More details are now available about last month’s Okta security breach that impacted the likes of Cloudflare and 1Password, and as it turns out they were among a tiny handful of customers that actually saw the hackers attempt follow-up breaches using stolen credentials.
Of the company’s over 18,000 clients, just 134 had files accessed. It appears that either only five had exploitable session tokens in the customer service files that the hackers came upon, or the attackers were only interested in the biggest names among the impacted group. Whatever the case, the total impact of the Okta security breach appears to have been minimal but has also added to an ongoing string of incidents for the company.
Okta dealing with two security breaches at once
There were actually two Okta security breaches taking place nearly simultaneously in October; the one involving session access tokens taken directly from the company’s customer service department, and another at a third-party health insurance contractor that led to the loss of thousands of records of sensitive employee data.

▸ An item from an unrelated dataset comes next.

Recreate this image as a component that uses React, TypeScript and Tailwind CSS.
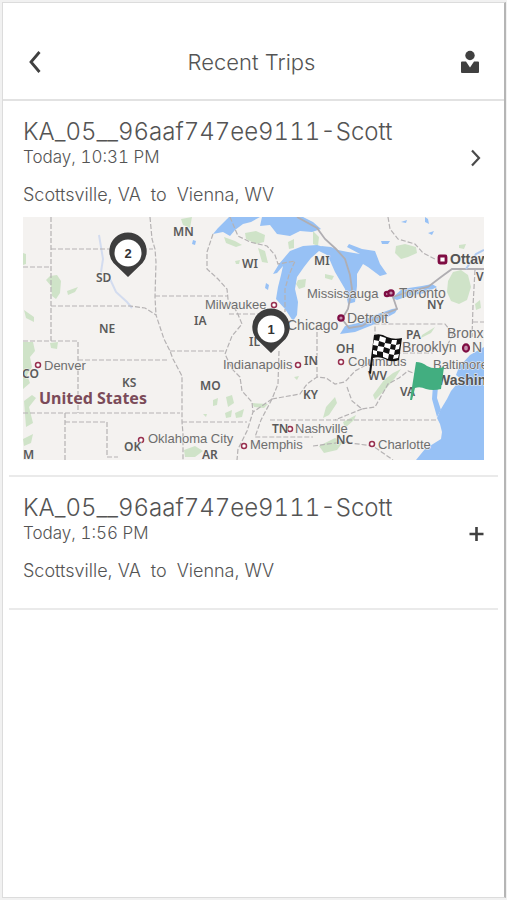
import { useState } from 'react';

type Trip = {
  id: number;
  name: string;
  time: string;
  from: string;
  to: string;
};

const trips: Trip[] = [
  { id: 1, name: 'KA_05__96aaf747ee9111-Scott', time: 'Today, 10:31 PM', from: 'Scottsville, VA', to: 'Vienna, WV' },
  { id: 2, name: 'KA_05__96aaf747ee9111-Scott', time: 'Today, 1:56 PM', from: 'Scottsville, VA', to: 'Vienna, WV' },
];

const stateLabels = [
  { text: 'MN', x: 150, y: 19 },
  { text: 'SD', x: 73, y: 65 },
  { text: 'WI', x: 219, y: 51 },
  { text: 'MI', x: 291, y: 48 },
  { text: 'NE', x: 76, y: 116 },
  { text: 'IA', x: 171, y: 108 },
  { text: 'IL', x: 226, y: 129 },
  { text: 'IN', x: 281, y: 148 },
  { text: 'OH', x: 313, y: 136 },
  { text: 'PA', x: 383, y: 122 },
  { text: 'NY', x: 404, y: 92 },
  { text: 'V', x: 453, y: 64 },
  { text: 'CO', x: -1, y: 161 },
  { text: 'KS', x: 99, y: 170 },
  { text: 'MO', x: 177, y: 173 },
  { text: 'KY', x: 280, y: 182 },
  { text: 'WV', x: 345, y: 163 },
  { text: 'VA', x: 377, y: 179 },
  { text: 'OK', x: 101, y: 234 },
  { text: 'AR', x: 179, y: 242 },
  { text: 'TN', x: 249, y: 216 },
  { text: 'NC', x: 313, y: 227 },
  { text: 'M', x: 0, y: 242 },
];

const cityLabels = [
  { text: 'Milwaukee', x: 182, y: 92, size: 13 },
  { text: 'Mississauga', x: 284, y: 81, size: 13 },
  { text: 'Toronto', x: 376, y: 81, size: 14 },
  { text: 'Chicago', x: 264, y: 113, size: 14 },
  { text: 'Detroit', x: 324, y: 106, size: 14 },
  { text: 'Brooklyn', x: 379, y: 135, size: 14 },
  { text: 'Bronx', x: 424, y: 121, size: 14 },
  { text: 'N', x: 449, y: 135, size: 14 },
  { text: 'Denver', x: 21, y: 153, size: 13 },
  { text: 'Indianapolis', x: 200, y: 152, size: 13 },
  { text: 'Columbus', x: 325, y: 149, size: 13 },
  { text: 'Baltimore', x: 410, y: 152, size: 13 },
  { text: 'Oklahoma City', x: 125, y: 226, size: 13 },
  { text: 'Memphis', x: 227, y: 232, size: 13 },
  { text: 'Nashville', x: 272, y: 216, size: 13 },
  { text: 'Charlotte', x: 355, y: 232, size: 13 },
];

const cityDots = [
  [251, 88],
  [15, 148],
  [275, 148],
  [318, 145],
  [118, 223],
  [221, 229],
  [267, 212],
  [349, 227],
];

const borders = [
  'M28 0V124 M0 124H55V196 M55 143H146 M0 50H28 M28 32H130',
  'M28 89H107L122 91L133 98L141 122L147 134L150 142L159 159V205L160 217V243',
  'M127 0L129 22L132 32L133 45L132 80L133 98 M132 79H204 M206 97H237',
  'M190 17L184 35L184 52L195 62L204 72L205 82L214 95L219 107L209 119L202 137L209 152L217 160L219 174L229 185L230 195L224 214L215 232L214 243',
  'M207 0L215 19L227 25L244 29L252 38L255 47L272 44L266 58L262 72V95',
  'M147 134H202 M0 196H157 M159 205H224 M247 203H414 M42 196V243 M42 205H84V240H95',
  'M256 134L255 167L249 182L230 195 M249 182L260 180L277 177L284 167L294 160L303 161L312 167L322 165L332 154L345 147L352 136V107H422L430 117L424 129',
  'M294 108V160 M324 170L329 184L339 192L352 190L365 167L376 161L385 154L400 160L412 172 M339 192L312 203 M249 182L238 203L232 220H290',
  'M365 0L367 12L375 22L392 27L400 36L412 42 M452 53L450 89L449 120 M450 105H461 M290 229L320 225L350 229L370 243 M352 136H410',
];

const lakes = [
  'M206 0L195 11L190 17L200 15L207 19L212 13L220 7L228 5L237 0Z',
  'M239 0L237 9L247 8L254 17L267 19L277 14L289 15L298 12L290 5L280 0Z',
  'M250 57L256 47L267 34L280 29L294 28L304 31L312 37L306 39L296 34L288 41L281 50L274 60L272 72L275 85L274 98L270 104L262 92L253 82L255 70L258 58L260 49L254 56Z',
  'M298 29L308 30L315 33L325 35L337 37L324 30L326 27L339 32L352 34L357 47L364 57L357 59L345 50L340 47L334 57V69L332 85L325 87L322 72L312 55L305 39Z',
  'M322 109L335 106L352 98L369 92L375 91L372 96L352 107L332 115L317 117Z',
  'M369 81L379 72L399 69L409 67L414 70L402 76L385 79L374 83Z',
  'M461 130L447 138L436 150L433 158L438 162L428 174L424 182L418 192L414 201L417 207L419 215L418 222L402 232L393 243H461Z',
  'M410 168L409 182L414 200L418 193L414 181L415 170Z',
  'M243 66L246 68L245 73L242 71Z M170 23L173 24L172 28L169 27Z M358 24L367 24L365 27L359 27Z M402 0L405 2L406 7L402 5Z M378 5L384 3L383 6Z M405 16L411 14L409 18Z',
];

const woods = [
  'M27 59L34 58L38 64L37 76L33 82L29 79L28 69L23 63Z',
  'M430 55L438 53L445 58L448 70L444 83L436 87L428 84L424 75L425 64Z',
  'M373 29L382 27L393 30L394 36L385 40L378 42L372 36Z',
  'M222 16L233 14L242 18L241 25L233 27L223 22Z',
  'M235 31L242 34L245 46L239 45Z M212 44L217 43L216 47L213 47Z',
  'M201 20L212 24L219 28L213 30L203 26Z M158 2L169 0L167 11L160 8Z',
  'M290 14L296 20L295 29L290 27Z M265 25L271 22L271 31L266 32Z',
  'M275 63L283 62L282 70L276 72L273 67Z M302 57L311 59L309 63L302 61Z',
  'M0 125H10L12 134L7 140L9 150L4 158L7 166L0 172Z M27 126L35 125L34 132L28 131Z',
  'M0 36L3 37V47L0 48Z M1 93L11 100V105L3 101Z M44 74L55 70L52 75L45 78Z',
  'M1 184L9 178L13 181L6 190L10 206L3 210Z M0 222L10 217L8 226L1 229Z',
  'M203 180L209 178L211 186L205 190Z M190 183L195 181L194 188L190 189Z M202 196L209 193L208 200L203 201Z M212 196L221 192L219 200L213 201Z M180 197L184 197L183 200Z',
  'M161 233L172 229L180 234L172 240L162 240Z M229 186L245 187L241 191L231 190Z',
  'M361 163L370 156L378 152L372 161L362 173L352 183L350 178Z',
  'M303 190L312 180L314 186L306 198L300 201Z M296 229L312 221L320 225L314 233L301 236Z M320 205L333 198L331 203L322 211Z',
  'M399 118L412 110L408 116L398 121Z M436 28L443 27L441 32L436 31Z M452 87L457 83L458 91L453 93Z M271 160L276 159L274 163Z',
];

const BackIcon = () => (
  <svg viewBox="0 0 16 24" className="h-6 w-4" fill="none" stroke="#404040" strokeWidth="2.800">
    <path d="M12.500 2L4 12L12.500 22" />
  </svg>
);

const ProfileIcon = () => (
  <svg viewBox="0 0 20 24" className="h-6 w-5" fill="#404040">
    <circle cx="10" cy="5.500" r="4.700" />
    <path d="M2 11.500H6L10 17.500L14 11.500H18Q19 11.500 19 12.500V22Q19 23 18 23H2Q1 23 1 22V12.500Q1 11.500 2 11.500Z" />
  </svg>
);

const ChevronIcon = () => (
  <svg viewBox="0 0 16 18" className="h-[18px] w-4" fill="none" stroke="#4a4a4a" strokeWidth="2.200">
    <path d="M4 1.500L11 9L4 16.500" />
  </svg>
);

const PlusIcon = () => (
  <svg viewBox="0 0 16 18" className="h-[18px] w-4" fill="none" stroke="#404040" strokeWidth="2.600">
    <path d="M1.500 9H15.500M8.500 2V16" />
  </svg>
);

const Pin = ({ x, y, label }: { x: number; y: number; label: string }) => (
  <g transform={`translate(${x} ${y})`}>
    <path d="M0 24L-14.500 10A18.700 18.700 0 1 1 14.500 10Z" fill="#3d3d3d" />
    <circle r="13.500" fill="#fff" />
    <text y="5" textAnchor="middle" fontSize="13" fontWeight="700" fill="#333">
      {label}
    </text>
  </g>
);

const TripMap = () => (
  <svg
    viewBox="0 0 461 243"
    role="img"
    aria-label="Trip map"
    className="block w-full bg-[#f4f2f0] font-['Liberation_Sans',Arial,sans-serif]"
  >
    <g fill="#cfe3c8">
      {woods.map((d) => <path key={d} d={d} />)}
    </g>
    <g fill="#97c1f5">
      {lakes.map((d) => <path key={d} d={d} />)}
    </g>
    <path d="M76 18L78 30L80 42L78 55 M87 62L93 75L104 85L109 91" fill="none" stroke="#d3dcef" strokeWidth="2" />
    <g fill="none" stroke="#b5b2b3" strokeWidth="1.200" strokeDasharray="5 2">
      {borders.map((d) => <path key={d} d={d} />)}
    </g>
    <path
      d="M274 0L294 11L302 22L313 32L322 42L327 58L329 72L325 92L319 102L326 111L339 109L356 99L374 92L370 80L388 74L405 70L418 60L429 52H461"
      fill="none"
      stroke="#b0aeb2"
      strokeWidth="1.800"
    />
    <path d="M443 52L453 37L461 33" fill="none" stroke="#afcaf0" strokeWidth="2" />

    {/* City markers */}
    <g fill="#fff" stroke="#98304f" strokeWidth="1.500">
      {cityDots.map(([cx, cy]) => <circle key={`${cx}-${cy}`} cx={cx} cy={cy} r="2.500" />)}
    </g>
    <g fill="#c490ac" stroke="#7f0d43" strokeWidth="2.200">
      <circle cx="318" cy="101" r="2.700" />
      <circle cx="364" cy="77" r="2.200" />
      <circle cx="368" cy="76" r="2.700" />
      <ellipse cx="443" cy="131" rx="3" ry="3.600" />
      <rect x="416" y="39" width="7" height="7" rx="1" fill="#fff" strokeWidth="2.800" />
    </g>

    {/* Labels */}
    <g fill="#6e6e6e" stroke="#f4f2f0" strokeWidth="1" paintOrder="stroke">
      {cityLabels.map((l) => <text key={l.text} x={l.x} y={l.y} fontSize={l.size}>{l.text}</text>)}
    </g>
    <g
      className="font-['Noto_Sans',sans-serif]"
      fontSize="12"
      fontWeight="600"
      fill="#5a5a5a"
      stroke="#f4f2f0"
      strokeWidth="1"
      paintOrder="stroke"
    >
      {stateLabels.map((l) => <text key={l.text} x={l.x} y={l.y}>{l.text}</text>)}
    </g>
    <g fontSize="14" fontWeight="700" fill="#555" stroke="#f4f2f0" strokeWidth="1" paintOrder="stroke">
      <text x="427" y="47">Ottawa</text>
      <text x="414" y="168">Washington</text>
    </g>
    <text
      x="16"
      y="187"
      className="font-['Noto_Sans',sans-serif]"
      fontSize="16"
      fontWeight="700"
      fill="#7b4b59"
      stroke="#f4f2f0"
      strokeWidth="1"
      paintOrder="stroke"
    >
      United States
    </text>

    <Pin x={105} y={36} label="2" />
    <Pin x={248} y={112} label="1" />

    {/* Finish flag */}
    <path d="M351 118Q358 116 364 120Q371 123 379 121L376 143Q369 146 362 142Q356 139 350 141L348 157L346 156Z" fill="#111" />
    <g fill="#fff">
      <path d="M357 119L363 121L362 126L356 124Z M369 123L374 123L373 128L368 127Z" />
      <path d="M351 123L356 124L355 129L350 128Z M362 126L368 127L367 132L361 130Z M373 128L377 127L376 132L372 133Z" />
      <path d="M355 129L361 130L360 135L354 134Z M367 132L372 133L371 138L366 137Z" />
      <path d="M350 133L354 134L354 138L350 137Z M360 135L366 137L365 142L360 140Z M371 138L376 137L375 141L370 142Z" />
    </g>

    {/* Start flag */}
    <path d="M393 145Q399 145 404 149Q411 153 421 150L418 172Q410 174 403 172Q397 169 392 171L389 183H387Z" fill="#42ae80" />
  </svg>
);

const TripCard = ({ trip, open, onToggle }: { trip: Trip; open: boolean; onToggle: () => void }) => (
  <li className="border-b-2 border-[#eaeaea] px-[14px] pt-4 pb-[15px]">
    <div className="flex items-end justify-between">
      <div className="tabular-nums">
        <h2 className="text-2xl leading-[30px] font-light">{trip.name}</h2>
        <p className="text-[17px] leading-5 font-light">{trip.time}</p>
      </div>
      <button
        onClick={onToggle}
        aria-expanded={open}
        aria-label={open ? 'Collapse trip' : 'Expand trip'}
        className="cursor-pointer"
      >
        {open ? <ChevronIcon /> : <PlusIcon />}
      </button>
    </div>
    <p className="mt-[18px] mb-3 flex gap-2.5 text-lg leading-5 font-light">
      <span>{trip.from}</span>
      <span>to</span>
      <span>{trip.to}</span>
    </p>
    {open && <TripMap />}
  </li>
);

export default function App() {
  const [openId, setOpenId] = useState<number | null>(1);

  return (
    <div className="flex min-h-screen flex-col bg-[#f1f1f1] pt-0.5 pr-px pb-0.5 pl-0.5 font-['Inter','Liberation_Sans',sans-serif] text-[#545454]">
      <div className="flex-1 border border-r-2 border-[#dcdcdc] border-r-[#b5b5b5] bg-white">
        <header className="flex items-center justify-between border-b-2 border-[#e2e2e2] px-6 pt-[47px] pb-[25px]">
          <button aria-label="Back" className="cursor-pointer">
            <BackIcon />
          </button>
          <h1 className="text-[22px] leading-6 font-light">Recent Trips</h1>
          <button aria-label="Profile" className="cursor-pointer">
            <ProfileIcon />
          </button>
        </header>
        <ul className="px-[6px]">
          {trips.map((trip) => (
            <TripCard
              key={trip.id}
              trip={trip}
              open={openId === trip.id}
              onToggle={() => setOpenId(openId === trip.id ? null : trip.id)}
            />
          ))}
        </ul>
      </div>
    </div>
  );
}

The breach of vendor Rightway Healthcare appears to be the more serious of the two at the moment, with around 5,000 employee records taken that include Social Security numbers and insurance information. The impacted records are from between April 2019 and the remainder of 2020.
The Okta security breach covered by this report involved the theft of HAR files used by the company’s customer service system. These are compressed archives of client web activity that are used for IT troubleshooting purposes, but can end up including authentication tokens (as apparently happened with at least five of Okta’s clients).
As to how the breach happened, it appears to have been user error. An Okta employee was apparently logging into their personal Google profile on a managed company computer and had stored their username and password in the Chrome browser; the attacker likely compromised their device directly through some other means and came upon the credentials, or they may have compromised the Google account somehow.
Okta security breach hit small collection of customers
The Okta security breach began on September 28, with the first reports of suspicious activity from a customer (1Password) coming in on September 29. The joint investigation lasted several days, during which time BeyondTrust also reported similar activity. Cloudflare and two other unnamed companies also reported breach attempts connected with credentials taken from Okta.
Okta has addressed the issue by preventing employees from accessing their Google profiles on company managed devices, making improvements to the security monitoring of its customer support system, and putting new restrictions on administrator authentication.
Cloudflare and Beyond Identity have each created “HAR sanitizers” that are free to the general public. The greater risk to organizations likely comes from phishing attempts that target Okta credentials, however, something that high-level criminal hackers have been heavily targeting over roughly the past year.